Mechanical Properties

Mechanical properties of interest were tensile strength, deformation at break, firmness, and Young’s modulus. Tensile strength is defined as the maximum stress applied to films during mechanical tests before breakpoint. Deformation at break describes the maximum deformation reached by films before breakpoint, and may be used as an indicator of their flexibility. Firmness is calculated as the relationship between tensile strength and deformation and break. Young’s modulus is a good indicator of the elasticity of films. It is obtained from the initial linear slope of the tensile strength-deformation at break curves.

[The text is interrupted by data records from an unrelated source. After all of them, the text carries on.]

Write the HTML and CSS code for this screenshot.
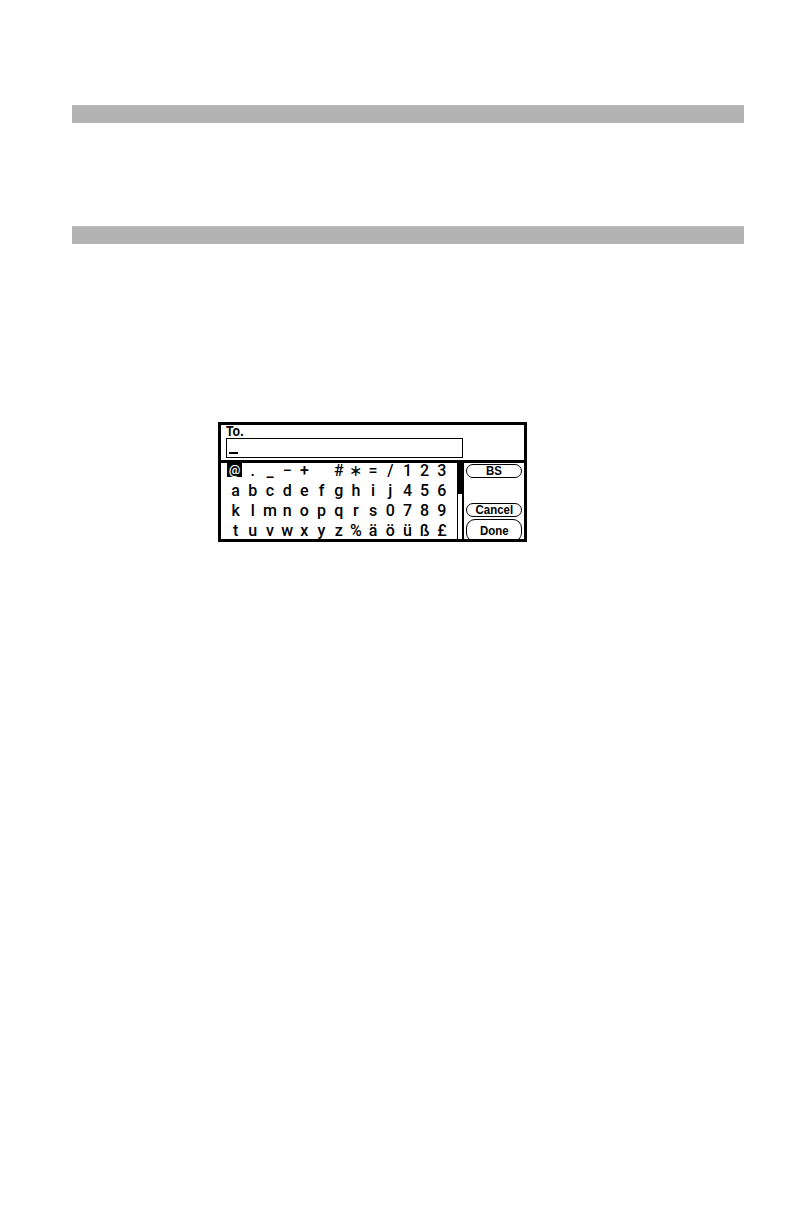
FILE: index.html
```html
<!DOCTYPE html>
<html>
<head>
<meta charset="utf-8">
<link rel="stylesheet" href="styles.css">
</head>
<body>
<div class="page">
  <div class="bar"></div>
  <div class="bar bar2"></div>
  <div class="panel">
    <div class="label"><span class="narrow">To.</span></div>
    <div class="input-row">
      <div class="input"><span class="cursor"></span></div>
    </div>
    <div class="rule"></div>
    <div class="main">
      <div class="grid">
        <span class="cell-sel"><span class="sel">@</span></span><span>.</span><span>_</span><span>−</span><span>+</span><span></span><span>#</span><span>∗</span><span>=</span><span>/</span><span>1</span><span>2</span><span>3</span>
        <span>a</span><span>b</span><span>c</span><span>d</span><span>e</span><span>f</span><span>g</span><span>h</span><span>i</span><span>j</span><span>4</span><span>5</span><span>6</span>
        <span>k</span><span>l</span><span>m</span><span>n</span><span>o</span><span>p</span><span>q</span><span>r</span><span>s</span><span>0</span><span>7</span><span>8</span><span>9</span>
        <span>t</span><span>u</span><span>v</span><span>w</span><span>x</span><span>y</span><span>z</span><span>%</span><span>ä</span><span>ö</span><span>ü</span><span>ß</span><span>£</span>
      </div>
      <div class="scroll"><div class="thumb"></div></div>
      <div class="buttons">
        <div class="btn btn-bs"><span class="narrow">BS</span></div>
        <div class="btn btn-cancel"><span class="narrow">Cancel</span></div>
        <div class="btn btn-done"><span class="narrow">Done</span></div>
      </div>
    </div>
  </div>
</div>
</body>
</html>
```
FILE: styles.css
```css
html, body {
  margin: 0;
  padding: 0;
  background: #ffffff;
}
.page {
  padding: 105px 0 0 72px;
  width: 672px;
}
.bar {
  box-sizing: border-box;
  height: 18px;
  width: 672px;
  background: #b3b3b3;
  border-top: 1px solid #bdbdbd;
}
.bar2 {
  margin-top: 103px;
}
.panel {
  box-sizing: border-box;
  margin-top: 178px;
  margin-left: 146px;
  width: 309px;
  height: 120px;
  border: 3px solid #000;
  background: #fff;
  overflow: hidden;
  font-family: "Liberation Sans", Arial, sans-serif;
  font-weight: bold;
  color: #000;
}
.narrow {
  display: inline-block;
  transform: scaleX(0.88);
}
.label {
  height: 13px;
  line-height: 13px;
  font-size: 14px;
  padding-left: 5px;
}
.label .narrow {
  transform-origin: left center;
}
.input-row {
  display: flex;
  padding-left: 5px;
}
.input {
  box-sizing: border-box;
  width: 237px;
  height: 20px;
  border: 1px solid #000;
  display: flex;
  align-items: flex-end;
  padding: 0 0 3px 2px;
}
.cursor {
  display: block;
  width: 9px;
  height: 2px;
  background: #000;
}
.rule {
  margin-top: 2px;
  height: 3px;
  background: #000;
}
.main {
  display: flex;
  height: 76px;
}
.grid {
  width: 236px;
  box-sizing: border-box;
  padding-left: 6px;
  display: grid;
  grid-template-columns: repeat(13, 17.2px);
  grid-auto-rows: 20px;
  font-family: Roboto, "Liberation Sans", Arial, sans-serif;
  font-weight: 500;
  font-size: 16px;
  line-height: 15px;
  text-align: center;
}
.cell-sel {
  text-align: left;
}
.sel {
  display: inline-block;
  width: 15px;
  height: 14px;
  line-height: 14px;
  font-size: 13px;
  text-align: center;
  background: #000;
  color: #fff;
  vertical-align: top;
}
.scroll {
  box-sizing: border-box;
  width: 7px;
  border-left: 1px solid #000;
  border-right: 2px solid #000;
}
.thumb {
  width: 4px;
  height: 31px;
  background: #000;
}
.buttons {
  display: flex;
  flex-direction: column;
  padding-left: 2px;
}
.btn {
  box-sizing: border-box;
  width: 56px;
  height: 14px;
  border: 1px solid #000;
  border-radius: 7px;
  font-size: 13px;
  line-height: 12px;
  text-align: center;
}
.btn-bs {
  margin-top: 1px;
}
.btn-cancel {
  margin-top: 25px;
}
.btn-done {
  margin-top: 2px;
  height: 30px;
  line-height: 21px;
  border-radius: 9px;
}
```
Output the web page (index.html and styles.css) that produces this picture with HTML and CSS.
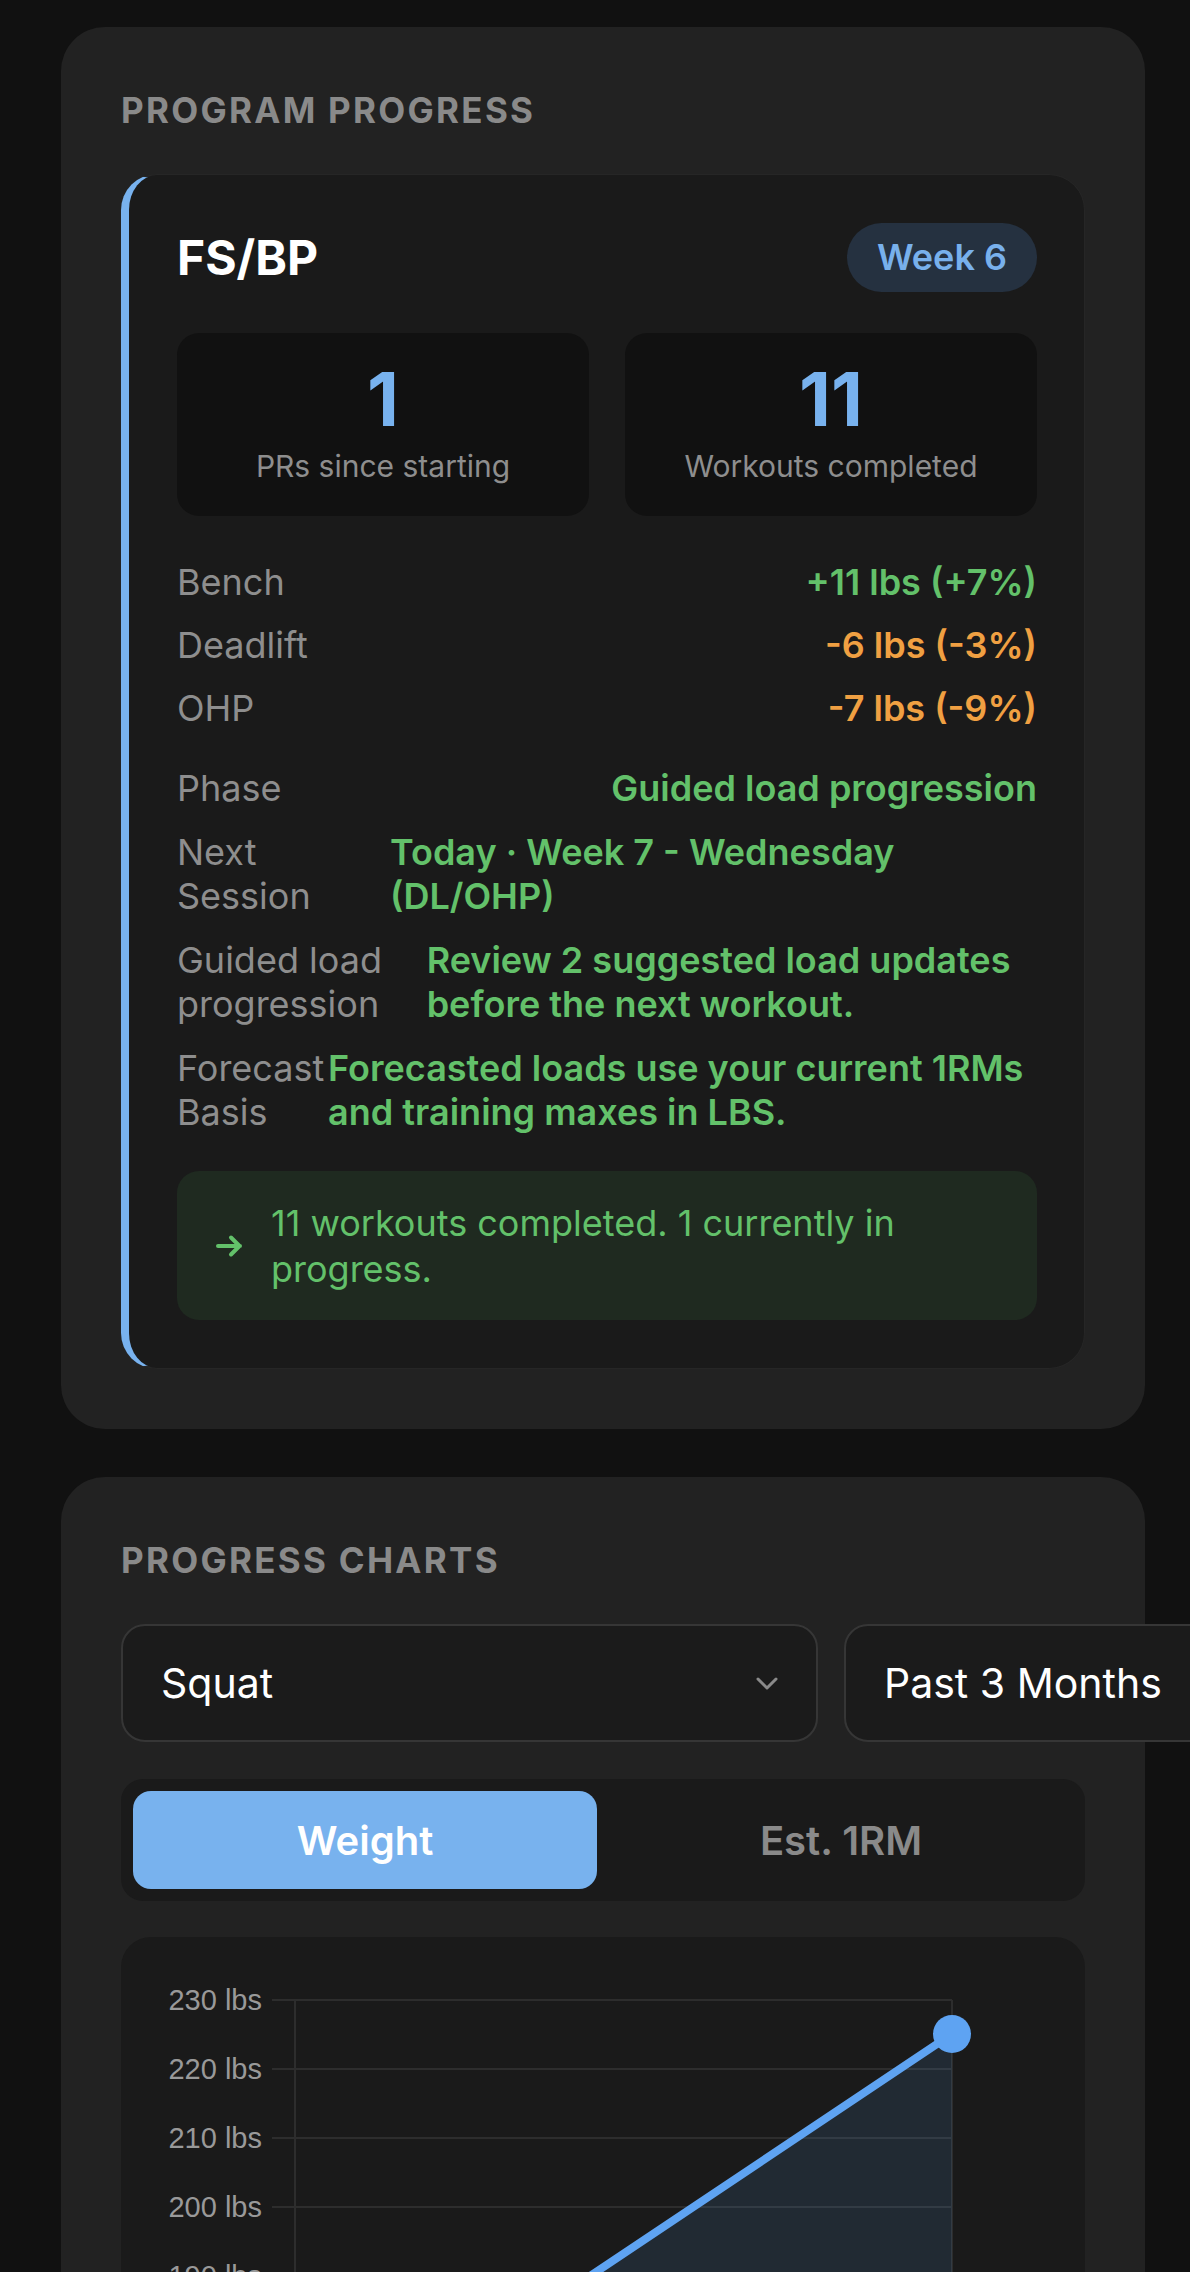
FILE: index.html
```html
<!DOCTYPE html>
<html lang="en">
<head>
    <meta charset="UTF-8">
    <meta name="viewport" content="width=device-width, initial-scale=1.0">
    <title>Progress</title>
    <link rel="stylesheet" href="styles.css">
</head>
<body>
    <div class="page">
        <section class="panel">
            <h2 class="panel-title">Program Progress</h2>
            <div class="program-card">
                <div class="program-head">
                    <h3 class="program-name">FS/BP</h3>
                    <span class="week-pill">Week 6</span>
                </div>
                <div class="summary">
                    <div class="summary-box">
                        <div class="summary-num">1</div>
                        <div class="summary-label">PRs since starting</div>
                    </div>
                    <div class="summary-box">
                        <div class="summary-num">11</div>
                        <div class="summary-label">Workouts completed</div>
                    </div>
                </div>
                <div class="info-list">
                    <div class="info-row"><span class="info-label">Bench</span><span class="info-value up">+11 lbs (+7%)</span></div>
                    <div class="info-row"><span class="info-label">Deadlift</span><span class="info-value down">-6 lbs (-3%)</span></div>
                    <div class="info-row"><span class="info-label">OHP</span><span class="info-value down">-7 lbs (-9%)</span></div>
                </div>
                <div class="info-list details">
                    <div class="info-row"><span class="info-label">Phase</span><span class="info-value up">Guided load progression</span></div>
                    <div class="info-row"><span class="info-label">Next Session</span><span class="info-value up">Today · Week 7 - Wednesday (DL/OHP)</span></div>
                    <div class="info-row"><span class="info-label">Guided load progression</span><span class="info-value up">Review 2 suggested load updates before the next workout.</span></div>
                    <div class="info-row"><span class="info-label">Forecast Basis</span><span class="info-value up">Forecasted loads use your current 1RMs and training maxes in LBS.</span></div>
                </div>
                <div class="status-note">
                    <svg class="status-icon" viewBox="0 0 28 24" width="28" height="24">
                        <path d="M2 12h22M15 3.5l8.5 8.5-8.5 8.5" fill="none" stroke="#63c16a" stroke-width="4" stroke-linecap="round" stroke-linejoin="round"/>
                    </svg>
                    <p>11 workouts completed. 1 currently in progress.</p>
                </div>
            </div>
        </section>

        <section class="panel">
            <h2 class="panel-title">Progress Charts</h2>
            <div class="filter-row">
                <div class="select-box exercise">
                    <span>Squat</span>
                    <svg class="chevron" viewBox="0 0 22 13" width="22" height="13"><path d="M2 2l9 9 9-9" fill="none" stroke="#8a8a8a" stroke-width="3" stroke-linecap="round" stroke-linejoin="round"/></svg>
                </div>
                <div class="select-box range">
                    <span>Past 3 Months</span>
                    <svg class="chevron" viewBox="0 0 22 13" width="22" height="13"><path d="M2 2l9 9 9-9" fill="none" stroke="#8a8a8a" stroke-width="3" stroke-linecap="round" stroke-linejoin="round"/></svg>
                </div>
            </div>
            <div class="toggle">
                <button class="toggle-btn active">Weight</button>
                <button class="toggle-btn">Est. 1RM</button>
            </div>
            <div class="chart-card">
                <svg class="chart" viewBox="0 0 964 520" width="964" height="520">
                    <g class="grid">
                        <line x1="151" y1="63" x2="831" y2="63"/>
                        <line x1="151" y1="132" x2="831" y2="132"/>
                        <line x1="151" y1="201" x2="831" y2="201"/>
                        <line x1="151" y1="270" x2="831" y2="270"/>
                        <line x1="151" y1="339" x2="831" y2="339"/>
                        <line x1="151" y1="408" x2="831" y2="408"/>
                        <line x1="174" y1="63" x2="174" y2="470"/>
                        <line x1="831" y1="63" x2="831" y2="470"/>
                    </g>
                    <g class="ticks">
                        <text x="141" y="63">230 lbs</text>
                        <text x="141" y="132">220 lbs</text>
                        <text x="141" y="201">210 lbs</text>
                        <text x="141" y="270">200 lbs</text>
                        <text x="141" y="339">190 lbs</text>
                        <text x="141" y="408">180 lbs</text>
                    </g>
                    <polygon class="area" points="831,97 330,432 174,470 831,470"/>
                    <polyline class="line" points="174,470 330,432 831,97"/>
                    <circle class="dot" cx="831" cy="97" r="19"/>
                </svg>
            </div>
        </section>
    </div>
</body>
</html>
```

FILE: styles.css
```css
html, body {
    overflow-x: hidden;
}
body {
    margin: 0;
    font-family: Inter, "Noto Sans", sans-serif;
    background-color: #111111;
    color: #ffffff;
}
.page {
    display: flex;
    flex-direction: column;
    gap: 48px;
    padding: 27px 0 0 61px;
}
.panel {
    width: 1084px;
    box-sizing: border-box;
    background-color: #222222;
    border-radius: 44px;
    padding: 63px 60px 60px;
}
.panel-title {
    margin: 0 0 44px;
    font-size: 35px;
    line-height: 40px;
    font-weight: 700;
    letter-spacing: 0.065em;
    text-transform: uppercase;
    color: #8a8a8a;
}

/* Program card */
.program-card {
    background-color: #1a1a1a;
    border: 1px solid #262626;
    border-left: 8px solid #78b2ee;
    border-radius: 36px;
    padding: 48px 47px 48px 48px;
}
.program-head {
    display: flex;
    justify-content: space-between;
    align-items: center;
}
.program-name {
    margin: 0;
    font-size: 48px;
    line-height: 1;
    font-weight: 700;
}
.week-pill {
    background-color: #253140;
    color: #78b0ec;
    font-size: 36px;
    line-height: 41px;
    font-weight: 600;
    padding: 14px 30px;
    border-radius: 40px;
}
.summary {
    display: grid;
    grid-template-columns: 1fr 1fr;
    gap: 36px;
    margin-top: 41px;
}
.summary-box {
    background-color: #111111;
    border-radius: 22px;
    padding: 29px 16px 32px;
    text-align: center;
}
.summary-num {
    font-size: 74px;
    line-height: 74px;
    font-weight: 700;
    color: #78b2ee;
}
.summary-label {
    margin-top: 12px;
    font-size: 30px;
    line-height: 36px;
    color: #8e8e8e;
}
.info-list {
    display: flex;
    flex-direction: column;
    gap: 19px;
    margin-top: 44px;
}
.info-list.details {
    margin-top: 36px;
    gap: 20px;
}
.info-row {
    display: flex;
    justify-content: space-between;
    font-size: 36px;
    line-height: 44px;
}
.info-label {
    color: #8e8e8e;
}
.info-value {
    font-weight: 600;
}
.info-value.up {
    color: #63c16a;
}
.info-value.down {
    color: #f0a042;
}
.status-note {
    display: flex;
    align-items: center;
    gap: 27px;
    margin-top: 37px;
    padding: 29px 39px 28px;
    border-radius: 22px;
    background-color: #1f2a20;
}
.status-icon {
    flex: none;
}
.status-note p {
    margin: 0;
    font-size: 36px;
    line-height: 46px;
    color: #63c16a;
}

/* Charts */
.filter-row {
    display: flex;
    gap: 26px;
}
.select-box {
    display: flex;
    align-items: center;
    justify-content: space-between;
    gap: 40px;
    height: 118px;
    box-sizing: border-box;
    padding: 0 38px;
    border: 2px solid #363636;
    border-radius: 24px;
    background-color: #1b1b1b;
    font-size: 41px;
    white-space: nowrap;
}
.select-box.exercise {
    flex: 0 0 697px;
}
.select-box.range {
    flex: none;
}
.toggle {
    display: grid;
    grid-template-columns: 1fr 1fr;
    gap: 12px;
    margin-top: 37px;
    padding: 12px;
    border-radius: 22px;
    background-color: #1a1a1a;
}
.toggle-btn {
    height: 98px;
    border: none;
    border-radius: 18px;
    background: none;
    font-family: inherit;
    font-size: 40px;
    font-weight: 600;
    color: #8a8a8a;
}
.toggle-btn.active {
    background-color: #78b2ee;
    color: #ffffff;
}
.chart-card {
    margin-top: 36px;
    border-radius: 30px;
    background-color: #1a1a1a;
    overflow: hidden;
}
.chart {
    display: block;
}
.grid line {
    stroke: #2d2d2d;
    stroke-width: 2;
}
.ticks text {
    font-family: "Liberation Sans", Arial, sans-serif;
    font-size: 29px;
    fill: #999999;
    text-anchor: end;
    dominant-baseline: central;
}
.area {
    fill: rgba(94, 163, 242, 0.12);
}
.line {
    fill: none;
    stroke: #5ea3f2;
    stroke-width: 8;
    stroke-linejoin: round;
}
.dot {
    fill: #5ea3f2;
}
```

In order to determine the film mechanical properties, uniaxial tension tests were performed. Ten rectangular samples of films for each formulation were cut, sized 6 mm in width and 40 mm in length. A digital micrometer (Mitutoyo, Japan) was used to measure film thickness in triplicate. To determine the mechanical properties of films, tensile tests were performed, using an Instron Universal Testing Machine (Instron Corp., Canton, MA, USA). Film samples were stretched uniaxially at a constant rate of 0.8 mm/s until breakpoint, setting the initial separation between grips at 20 mm. Stress-strain curves were recorded, stress at break, strain at break, and firmness were calculated from recorded curves, as follows:

$$\mathrm{Stress\ at\ break}\ \left(\mathrm{MPa}\right)=\frac{\mathrm{Rupture\ force}\ \left(\mathrm{N}\right)}{\mathrm{Transversal\ sample\ area}\ \left({\mathrm{m}}^{2}\right)}$$
$$S\mathrm{train\ at\ break}=\frac{\mathrm{Elongation\ at\ break}\ \left(\mathrm{mm}\right)}{\mathrm{Separation\ between\ grips}\ \left(\mathrm{mm}\right)}$$
$$\mathrm{Firmness}\ \left(\mathrm{MPa}\right)=\frac{\mathrm{Stress\ at\ break}\ \left(\mathrm{MPa}\right)}{\mathrm{Strain\ at\ break}}$$

Young’s modulus was calculated as the initial linear slope of stress-strain curves.

Heat-Sealing Capacity

Heat-sealing capacity is an indicator of sealing quality. Testing was based on procedures described by López et al. (2011) and ASTM F88-00 (2001) standard method. Four samples were prepared for each film, cutting two rectangles 25 mm wide and 50 mm long. They were sealed together by one of their extremes, using an impulse-wire thermosealer (FS-400, Hualian, China), applying heat for 10 s. Seals were cooled and stabilized prior to further determinations.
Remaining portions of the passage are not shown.